I think I ONLY have about another few conversations of the "pleasantly quirky new neurotic girl whose eyes twitch when she jokes about putting a cot in her cube because REALLY, I THOUGHT about the dimensions." I have an eye-mask. It could totally work for a while. I already eat 2 meals a day there, why not just make it 3? There's a TV. There are chairs and a microwave.

But I suppose that this is what you do, in order to find your home. Today in ALL honesty, I said to a potential landlord "you know, I can bake pretty well. Seriously, think about that come the holiday season. I could make it worth your while in sprinkles." She wasn't very impressed, but I hope she at least denoted the sense of urgency in my voice.

When I found my current apartment, I did everything but shove a check in the face of my very pleasant yet slightly shady landlord, who took pity on my roommate and I because he had a son my age and "knows how it goes". We had a lease and the *perfect* apartment stolen from under our noses, but it was much better how it worked out this way. We both walked to work and both made some friends by saying "well if you're out in Adams Morgan you should call me".

I have until August 6th to find an apartment. AUGUST 6th. AT. THE. LATEST. Like sign a lease and move some boxes.

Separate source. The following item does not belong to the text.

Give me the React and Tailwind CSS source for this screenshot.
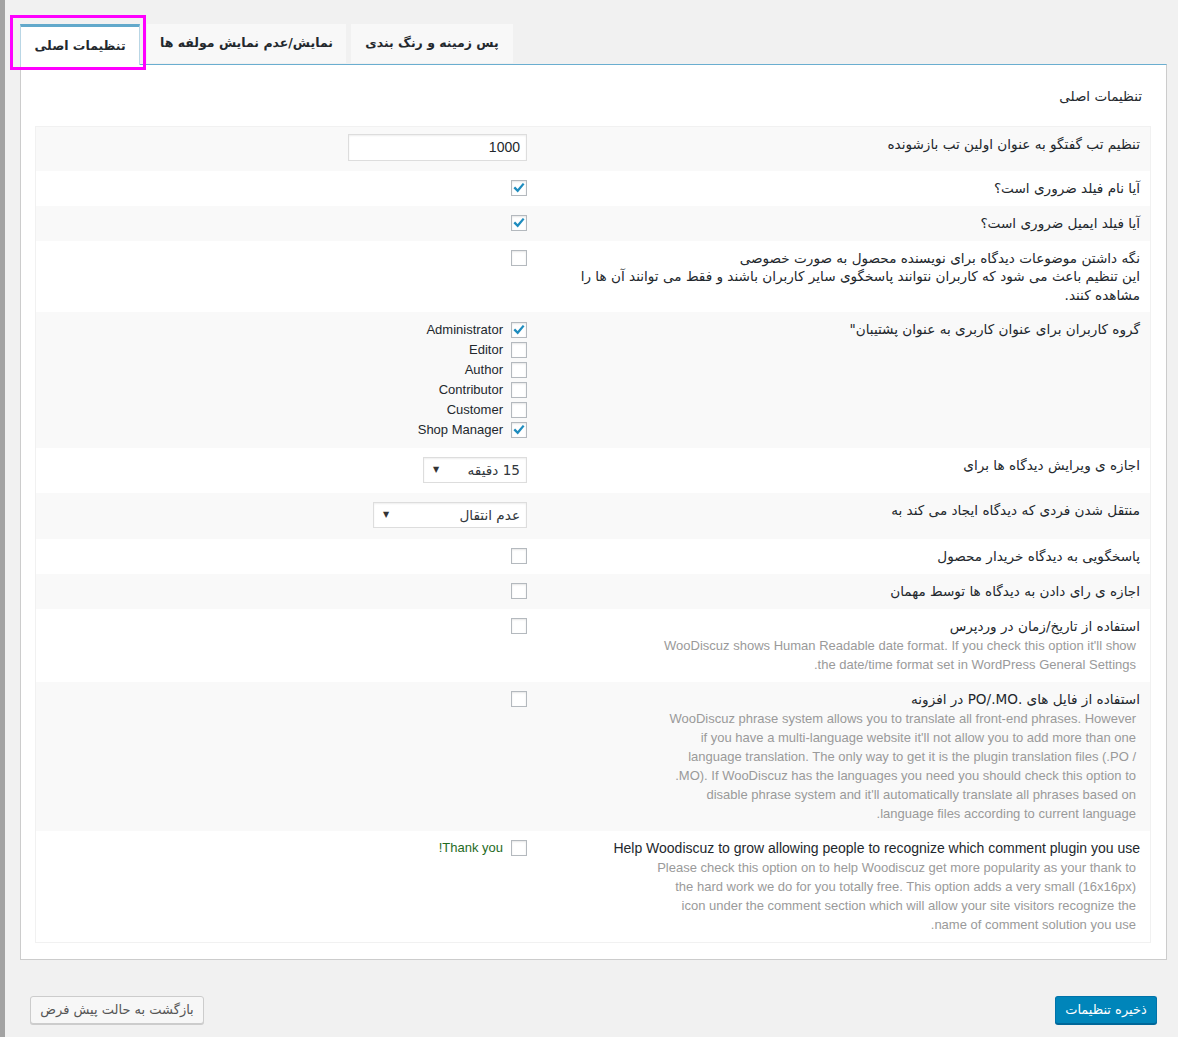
import React from "react";

function Check({ on }) {
  return (
    <span className="flex h-4 w-4 shrink-0 items-center justify-center border border-[#b4b9be] bg-white shadow-[inset_0_1px_2px_rgba(0,0,0,0.1)]">
      {on && (
        <svg viewBox="0 0 16 16" className="h-[14px] w-[14px]">
          <path d="M3.5 8.2l3 3 6-7.2" fill="none" stroke="#1e8cbe" strokeWidth="2.6" strokeLinecap="square" />
        </svg>
      )}
    </span>
  );
}

function Select({ value, width }) {
  return (
    <div className={`${width} flex h-[26px] items-center justify-between border border-[#ddd] bg-white pl-[9px] pr-[6px] font-['DejaVu_Sans',sans-serif] text-[13.6px] text-[#32373c] shadow-[inset_0_1px_2px_rgba(0,0,0,0.07)]`}>
      <span>{value}</span>
      <span className="text-[8px] text-[#333]">▼</span>
    </div>
  );
}

function Desc({ lines }) {
  return (
    <div className="mr-[4px] text-[13px] leading-[19px] text-[#9a9a9a] font-['Liberation_Sans',sans-serif]">
      {lines.map((l) => (
        <div key={l} dir="ltr" className="whitespace-nowrap text-right">
          {l}
        </div>
      ))}
    </div>
  );
}

function Row({ shade, label, en, desc, tight, ctrl = "pt-[9px] pb-[9px]", children }) {
  return (
    <div className={`grid grid-cols-[614px_1fr] ${shade ? "bg-[#f9f9f9]" : "bg-white"}`}>
      <div className={`pb-2 pl-[10px] pr-[10px] pt-2 ${tight ? "leading-[18.4px]" : "leading-[19px]"}`}>
        <div
          className={
            en
              ? "font-['Liberation_Sans',sans-serif] text-[14px]"
              : "font-['DejaVu_Sans',sans-serif] text-[13.6px]"
          }
        >
          {label}
        </div>
        {desc && <Desc lines={desc} />}
      </div>
      <div className={`flex items-start pr-[9px] ${ctrl}`}>{children}</div>
    </div>
  );
}

const roles = [
  ["Administrator", true],
  ["Editor", false],
  ["Author", false],
  ["Contributor", false],
  ["Customer", false],
  ["Shop Manager", true],
];

export default function App() {
  return (
    <div className="flex min-h-[1037px] bg-[#f1f1f1] font-['Liberation_Sans','DejaVu_Sans',sans-serif] text-[#23282d]">
      <div className="w-[5px] shrink-0 bg-[#a3a3a3]" />
      <div className="flex-1 pl-[15px] pr-[11px]">
        <div className="relative mt-[24px] flex h-[40px] items-start font-['DejaVu_Sans',sans-serif] text-[12.5px] font-bold">
          <div className="relative z-10 flex h-[41px] w-[120px] items-center justify-center border-x border-t-[3px] border-x-[#b9d6e5] border-t-[#62a9cb] bg-white">
            تنظیمات اصلی
          </div>
          <div className="ml-[7px] flex h-[39px] w-[199px] items-center justify-center bg-[#f8f8f8]">
            نمایش/عدم نمایش مولفه ها
          </div>
          <div className="ml-[5px] flex h-[39px] w-[162px] items-center justify-center bg-[#f8f8f8]">
            پس زمینه و رنگ بندی
          </div>
          <div className="absolute left-[-10px] top-[-9px] z-20 h-[55px] w-[136px] border-[3px] border-[#ff00ff]" />
        </div>

        <div className="border border-[#cccccc] border-t-[#6aaed0] bg-white pb-[16px] pl-[14px] pr-[15px] pt-[20px]">
          <h3 dir="rtl" className="mb-[19px] h-[22px] pr-[9px] font-['DejaVu_Sans',sans-serif] text-[13.5px] font-medium leading-[22px]">
            تنظیمات اصلی
          </h3>
          <div dir="rtl" className="border border-[#f1f1f1]">
            <Row shade label="تنظیم تب گفتگو به عنوان اولین تب بازشونده" ctrl="pt-[7px] pb-[10px]">
              <div className="flex h-[27px] w-[179px] items-center border border-[#ddd] bg-white px-[6px] text-[14px] shadow-[inset_0_1px_2px_rgba(0,0,0,0.07)]">
                1000
              </div>
            </Row>
            <Row label="آیا نام فیلد ضروری است؟">
              <Check on />
            </Row>
            <Row shade label="آیا فیلد ایمیل ضروری است؟">
              <Check on />
            </Row>
            <Row
              tight
              label={
                <>
                  نگه داشتن موضوعات دیدگاه برای نویسنده محصول به صورت خصوصی
                  <br />
                  این تنظیم باعث می شود که کاربران نتوانند پاسخگوی سایر کاربران باشند و فقط می توانند آن ها را
                  <br />
                  مشاهده کنند.
                </>
              }
            >
              <Check />
            </Row>
            <Row shade label={'گروه کاربران برای عنوان کاربری به عنوان پشتیبان"'} ctrl="pt-[10px] pb-[10px]">
              <div className="flex flex-col gap-1">
                {roles.map(([name, on]) => (
                  <div key={name} className="flex h-4 items-center gap-2 text-[13px]">
                    <Check on={on} />
                    <span>{name}</span>
                  </div>
                ))}
              </div>
            </Row>
            <Row label="اجازه ی ویرایش دیدگاه ها برای" ctrl="pt-[9px] pb-[10px]">
              <Select value="15 دقیقه" width="w-[104px]" />
            </Row>
            <Row shade label="منتقل شدن فردی که دیدگاه ایجاد می کند به" ctrl="pt-[9px] pb-[11px]">
              <Select value="عدم انتقال" width="w-[154px]" />
            </Row>
            <Row label="پاسخگویی به دیدگاه خریدار محصول">
              <Check />
            </Row>
            <Row shade label="اجازه ی رای دادن به دیدگاه ها توسط مهمان">
              <Check />
            </Row>
            <Row
              label="استفاده از تاریخ/زمان در وردپرس"
              desc={[
                "WooDiscuz shows Human Readable date format. If you check this option it'll show",
                ".the date/time format set in WordPress General Settings",
              ]}
            >
              <Check />
            </Row>
            <Row
              shade
              label="استفاده از فایل های .PO/.MO در افزونه"
              desc={[
                "WooDiscuz phrase system allows you to translate all front-end phrases. However",
                "if you have a multi-language website it'll not allow you to add more than one",
                "language translation. The only way to get it is the plugin translation files (.PO /",
                ".MO). If WooDiscuz has the languages you need you should check this option to",
                "disable phrase system and it'll automatically translate all phrases based on",
                ".language files according to current language",
              ]}
            >
              <Check />
            </Row>
            <Row
              en
              label="Help Woodiscuz to grow allowing people to recognize which comment plugin you use"
              desc={[
                "Please check this option on to help Woodiscuz get more popularity as your thank to",
                "the hard work we do for you totally free. This option adds a very small (16x16px)",
                "icon under the comment section which will allow your site visitors recognize the",
                ".name of comment solution you use",
              ]}
            >
              <div className="flex items-center gap-2 text-[13px] leading-4 text-[#1f6b1f]">
                <Check />
                <span>Thank you!</span>
              </div>
            </Row>
          </div>
        </div>

        <div className="mt-[36px] flex items-center justify-between px-[10px] font-['DejaVu_Sans',sans-serif] text-[13px]">
          <button className="h-[28px] w-[174px] rounded-[3px] border border-[#cccccc] bg-[#f7f7f7] text-[#555] shadow-[0_1px_0_#cccccc]">
            بازگشت به حالت پیش فرض
          </button>
          <button className="h-[28px] w-[102px] rounded-[3px] border border-[#0073aa] border-b-[#006799] bg-[#0085ba] text-white shadow-[0_1px_0_#006799]">
            ذخیره تنظیمات
          </button>
        </div>
      </div>
    </div>
  );
}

It's pulling apart at the insides of my stomach when I eat, and keeping my eyeballs peeled open at night. It's refreshing websites every 30 minutes and pulling my brain away from other important things. It's doing fervent math on my cell phone calculator and making lists only to cross possibilities off.

So that's why I'm not blogging. Also cuz my new work blocks gmail, blogger, and for some reason the EFFING Washington city paper classifieds. DAMN YOU!